Because each bus will match things differently. In USB’s case, as soon as the “class” is matched, we return a positive nonzero value. (I also should have added explicit handling for 0 as a magic number in the support descriptor, which would have complicated the code further.)

PCI, on the other hand, pretty much mandates vendor and device match, or else the score will be 0. FDT is string comparison, but I guess there are still requirements for what makes a non-zero score there as well. So, comparison between busses is not the same at all, it differs in critically important ways.

waddlesplash · May 26, 2023, 3:28am

If a bus’ ID comparison method is really just memcmp, then of course it can use a generic function. But at least USB simply needs to do special things here.
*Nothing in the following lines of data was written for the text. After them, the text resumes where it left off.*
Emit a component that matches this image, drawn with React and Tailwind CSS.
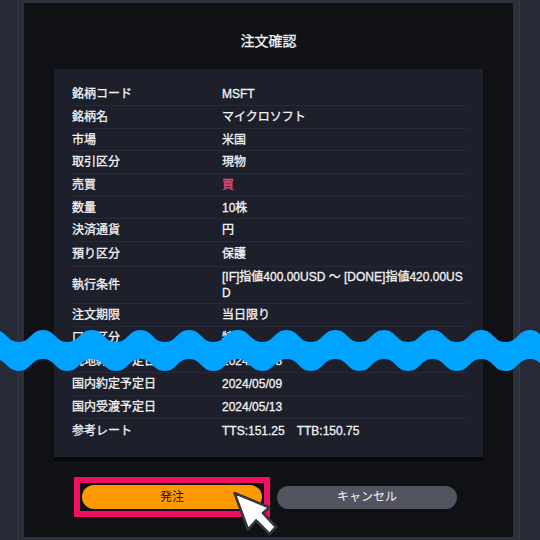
import React from 'react';

const rows = [
  ['銘柄コード', 'MSFT', 'h-[22.6px]'],
  ['銘柄名', 'マイクロソフト', 'h-[23px]'],
  ['市場', '米国', 'h-[22.5px]'],
  ['取引区分', '現物', 'h-[22.8px]'],
  ['売買', '買', 'h-[22.7px]'],
  ['数量', '10株', 'h-[22.3px]'],
  ['決済通貨', '円', 'h-[22.7px]'],
  ['預り区分', '保護', 'h-[24.7px]'],
  ['執行条件', '[IF]指値400.00USD ～ [DONE]指値420.00USD', 'h-[37.6px]'],
  ['注文期限', '当日限り', 'h-[22.4px]'],
  ['口座区分', '特定', 'h-[23.3px]'],
  ['現地約定予定日', '2024/05/08', 'h-[23.3px]'],
  ['国内約定予定日', '2024/05/09', 'h-[22.7px]'],
  ['国内受渡予定日', '2024/05/13', 'h-[23.3px]'],
  ['参考レート', 'TTS:151.25　TTB:150.75', 'h-[22.7px]'],
];

function Row({ label, value, height, last }) {
  return (
    <div className={`flex items-center ${height} ${last ? '' : 'border-b border-[#272a36]'}`}>
      <div className="w-[153px] shrink-0 pl-[3px]">{label}</div>
      <div className={`flex-1 break-all leading-[16px] ${label === '売買' ? 'text-[#f0457f]' : ''}`}>{value}</div>
    </div>
  );
}

function Wave() {
  const period = 48.7;
  const start = -78.75;
  const count = 14;
  let d = `M${start} 342`;
  for (let i = 0; i < count; i++) {
    const x = start + i * period;
    d += ` C${x + period * 0.25} 342 ${x + period * 0.25} 330 ${x + period * 0.5} 330 S${x + period * 0.75} 342 ${x + period} 342`;
  }
  d += ' V371';
  for (let i = count; i > 0; i--) {
    const x = start + i * period;
    d += ` C${x - period * 0.25} 371 ${x - period * 0.25} 359 ${x - period * 0.5} 359 S${x - period * 0.75} 371 ${x - period} 371`;
  }
  d += 'Z';
  return (
    <svg className="absolute left-0 top-0" width="540" height="540" viewBox="0 0 540 540">
      <path d={d} fill="#00a3ff" />
    </svg>
  );
}

function Cursor() {
  return (
    <svg className="absolute left-[225px] top-[480px]" width="60" height="60" viewBox="0 0 60 60">
      <path d="M9.5 13 L44.5 27.5 L38 33 L51 47 L44.5 54 L31 40.5 L23 49.5 Z" fill="#fff" stroke="#33363f" strokeWidth="2.6" strokeLinejoin="round" />
    </svg>
  );
}

export default function App() {
  return (
    <div className="relative w-[540px] h-[540px] overflow-hidden bg-[#262a35] font-['Liberation_Sans','Noto_Sans_CJK_JP',sans-serif] text-[12px] font-normal text-[#f2f3f5] [-webkit-text-stroke:0.3px_currentColor]">
      <div className="absolute left-[17px] right-[20px] top-0 bottom-0 border-x border-[#343843] px-[6px] py-[3px] bg-[#2c303b]">
        <div className="h-full bg-[#101115] flex flex-col items-center">
          <h1 className="mt-[28px] h-[20px] leading-[20px] text-[14px] text-center font-normal">注文確認</h1>
          <div className="mt-[18px] w-[429px] h-[388px] shrink-0 bg-[#1d1f2a] px-[15px] pt-[14.4px] shadow-[0_4px_0_#08090b]">
            {rows.map((r, i) => (
              <Row key={r[0]} label={r[0]} value={r[1]} height={r[2]} last={i === rows.length - 1} />
            ))}
          </div>
          <div className="mt-[20px] w-[429px] flex items-center gap-[7px] pl-[20px] [-webkit-text-stroke:0]">
            <div className="w-[196px] h-[40px] border-[6px] border-[#f0105f] p-[2px]">
              <div className="h-full rounded-full bg-[#ff9900] text-[#1a1a1a] flex items-center justify-center">発注</div>
            </div>
            <div className="w-[180px] h-[23px] rounded-full bg-[#52545f] flex items-center justify-center">キャンセル</div>
          </div>
        </div>
      </div>
      <Wave />
      <Cursor />
    </div>
  );
}
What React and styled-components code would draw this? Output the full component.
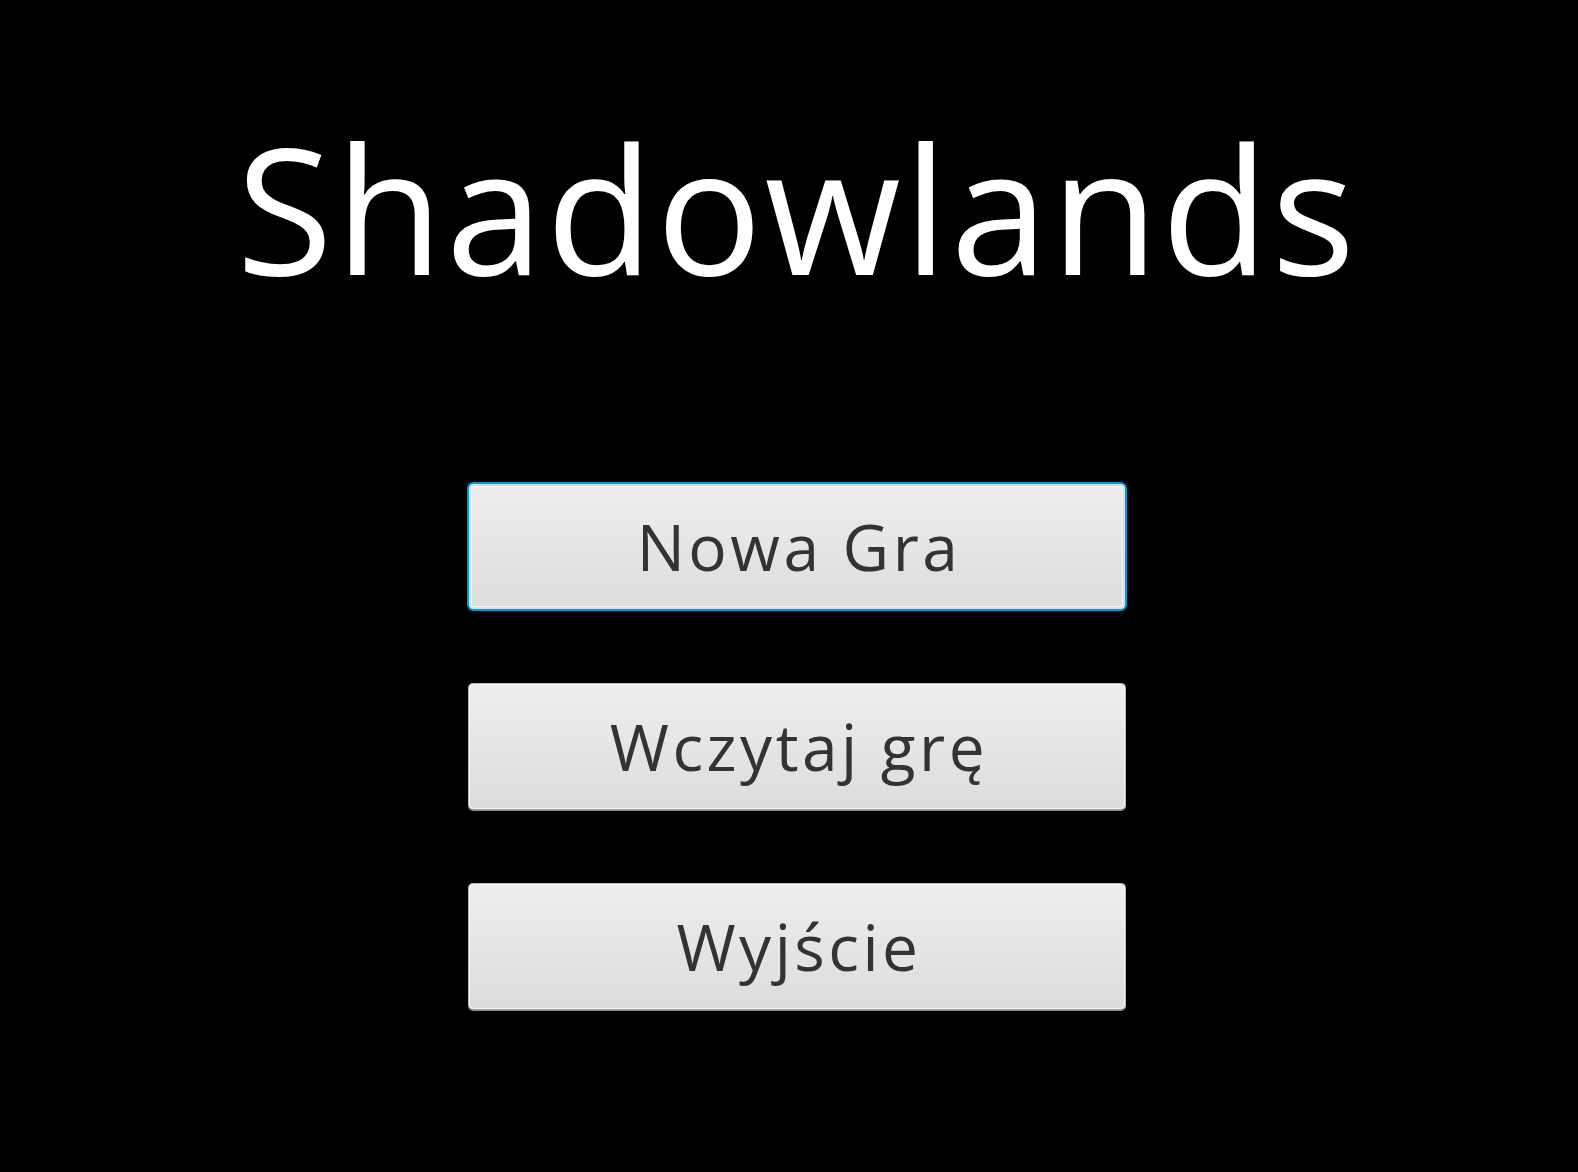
import React from 'react'
import styled, { createGlobalStyle } from 'styled-components'

const GlobalStyle = createGlobalStyle`
  html, body {
    margin: 0;
    padding: 0;
    background: #000;
  }
  body {
    font-family: "Open Sans", "DejaVu Sans", sans-serif;
  }
`

const Screen = styled.div`
  width: 100%;
  min-height: 100vh;
  background: #000;
  display: flex;
  flex-direction: column;
  align-items: center;
  padding: 87px 0 0 16px;
  box-sizing: border-box;
`

const Title = styled.h1`
  margin: 0;
  color: #fff;
  font-family: "Open Sans", sans-serif;
  font-weight: 400;
  font-size: 176px;
  line-height: 240px;
  letter-spacing: 2.5px;
`

const Menu = styled.div`
  display: flex;
  flex-direction: column;
  gap: 73px;
  margin-top: 156px;
`

const MenuButton = styled.button`
  width: 658px;
  height: 127px;
  box-sizing: border-box;
  border-radius: 5px;
  border: 1px solid ${p => (p.$focused ? '#039ed3' : '#b8b8b8')};
  border-bottom-color: ${p => (p.$focused ? '#039ed3' : '#9d9d9d')};
  background: linear-gradient(#eeeeee, #dcdcdc);
  box-shadow: ${p =>
    p.$focused
      ? '0 0 0 1px #039ed3, inset 0 0 0 2px #bfe6f4, inset 0 0 0 3px #f4f4f4'
      : 'inset 0 0 0 1px #f4f4f4, 0 1px 0 #8a8a8a'};
  color: #333;
  font-family: "Open Sans", sans-serif;
  font-size: 64px;
  letter-spacing: 3.5px;
  line-height: 1;
  padding: 0 0 0 4px;
  cursor: pointer;
  outline: none;
`

export default function App() {
  return (
    <Screen>
      <GlobalStyle />
      <Title>Shadowlands</Title>
      <Menu>
        <MenuButton $focused>Nowa Gra</MenuButton>
        <MenuButton>Wczytaj grę</MenuButton>
        <MenuButton>Wyjście</MenuButton>
      </Menu>
    </Screen>
  )
}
X512 · May 26, 2023, 3:32am

No, this is a mistake.

It can be done with generic matching proposed by me with using only device/bus and usb class attributes for matching. Attributes not present in driver attribute matching list are ignored. It is also possible to define multiple matching rules, for example one for class only, another for class and vendor pair and so on.

As long I see Haiku driver code base, it should be possible to write generic driver compatible hardware definitions without problem.

waddlesplash · May 26, 2023, 3:35am

But one never writes a device driver for a “generic” device, you always write one for a PCI device, a USB device, an I2C device, …

If you are doing anything other than == comparison of arbitrary-sized buffers, “hard-coding” (?) a comparison function is mandatory. Otherwise, if we had a “ruleset” telling some generic code how to compare IDs, then it will have to “evaluate” this rule-set on every comparison, right? But then we have just defined a “language” with an “interpreter.” Best to just pass in a function for doing the comparison, otherwise we’ll end up having to write a JIT, or use the BPF virtual machine or something!

X512 · May 26, 2023, 3:37am

Can you give exact example where some special compare rule is needed and memcmp() is not enough? And it can’t be represented with multiple memcmp() matching rules.